Same sail, different ride — planing or flying?

Traditional windsurfing and foil windsurfing use the same sail and rig, but the board and riding experience are fundamentally different. One planes across the surface; the other lifts above it on a hydrofoil. If you are a windsurfer considering the foil, or choosing between the two, here is the comparison.

Learning Curve

Windsurfing

Learning to windsurf is well-documented with decades of teaching methodology. From uphauling to planing takes months, but the path is clear and incremental.

Foil Windsurfing

Requires solid windsurfing foundations first. Adding the foil introduces a new axis of balance and control. Most competent windsurfers need 5-15 sessions to become comfortable foiling.

Verdict: Foil windsurfing is an add-on skill for existing windsurfers, not a beginner discipline.

Cost

Windsurfing

Full quiver: $3,000-$7,000 for multiple sails, masts, and boards. Gear is mature and available second-hand at good prices.

Foil Windsurfing

Add a foil ($800-$2,000) and foil-specific board ($1,000-$2,500) to your existing sail quiver. Some sails work better than others for foiling.

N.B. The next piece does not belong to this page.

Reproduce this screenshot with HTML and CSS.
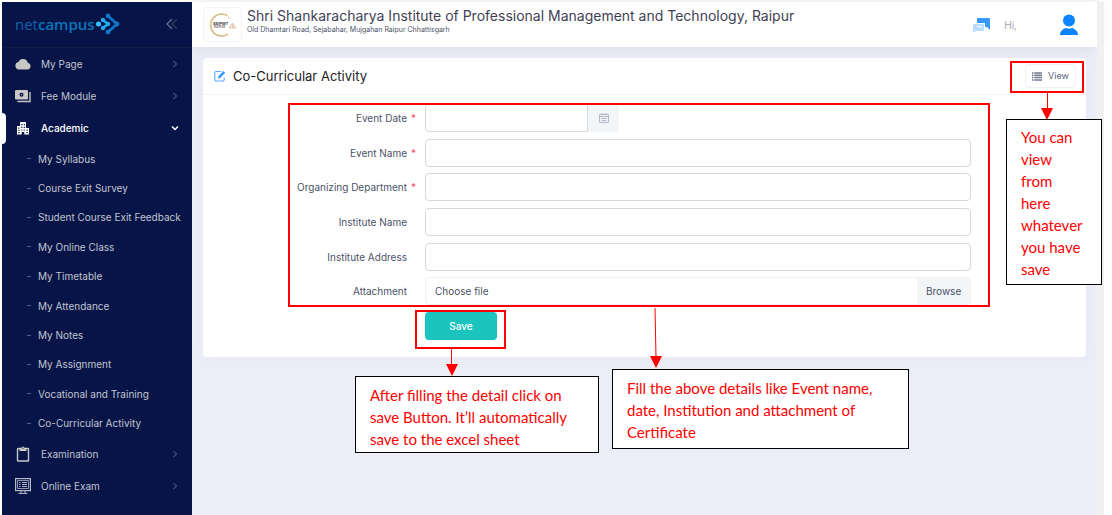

Verdict: Foil windsurfing costs more when added to an existing quiver. But it reuses your sails, reducing incremental cost.

Fitness

Windsurfing

Physically demanding in strong wind. Pumping, harness riding, and managing the rig work your entire body. Light-wind sessions are less intense.

Foil Windsurfing

Lighter physical load because the foil provides lift with less wind. No pumping needed to plane. Legs work harder for foil balance; arms work less.

Verdict: Traditional windsurfing is more physically demanding. Foil windsurfing shifts effort from upper body to balance and control.

Conditions

Windsurfing

Rideable from 8-40+ knots. Needs more wind for planing (typically 15+ knots). Light wind sessions are slow and less exciting.

Foil Windsurfing

Foiling starts in as little as 8-10 knots. Suddenly, those frustrating light-wind days become the best sessions. Choppy water becomes smooth above the foil.

Verdict: Foil windsurfing dramatically extends your usable wind range downward. It makes light wind days exciting.

Progression

Windsurfing

Planing, harness, straps, carve jibes, duck jibes, loops, wave sailing, slalom. Decades of tricks and techniques to master.

Foil Windsurfing

Foil flight, foil jibes, foil tacks, light-wind cruising, and foil racing. The discipline is newer with its own developing trick set.

Verdict: Traditional windsurfing has a deeper established trick book. Foil windsurfing is growing fast and opens new possibilities.

Fun Factor

Windsurfing

The raw power of planing at speed, jumping, and wave sailing delivers a visceral rush. Nothing beats a fully powered blast in 25+ knots.

Foil Windsurfing

Silent flight above the water on a day when everyone else is sitting on the beach. The smooth, effortless glide is a completely different kind of joy.

Verdict: Traditional windsurfing wins in strong wind. Foil windsurfing transforms light wind days from boring to brilliant.

The Bottom Line

If you already windsurf, adding a foil extends your season and makes light-wind days rideable. You do not have to choose one over the other — most foil windsurfers keep their traditional gear for strong wind days and reach for the foil when the breeze is light. Together they cover almost every wind condition.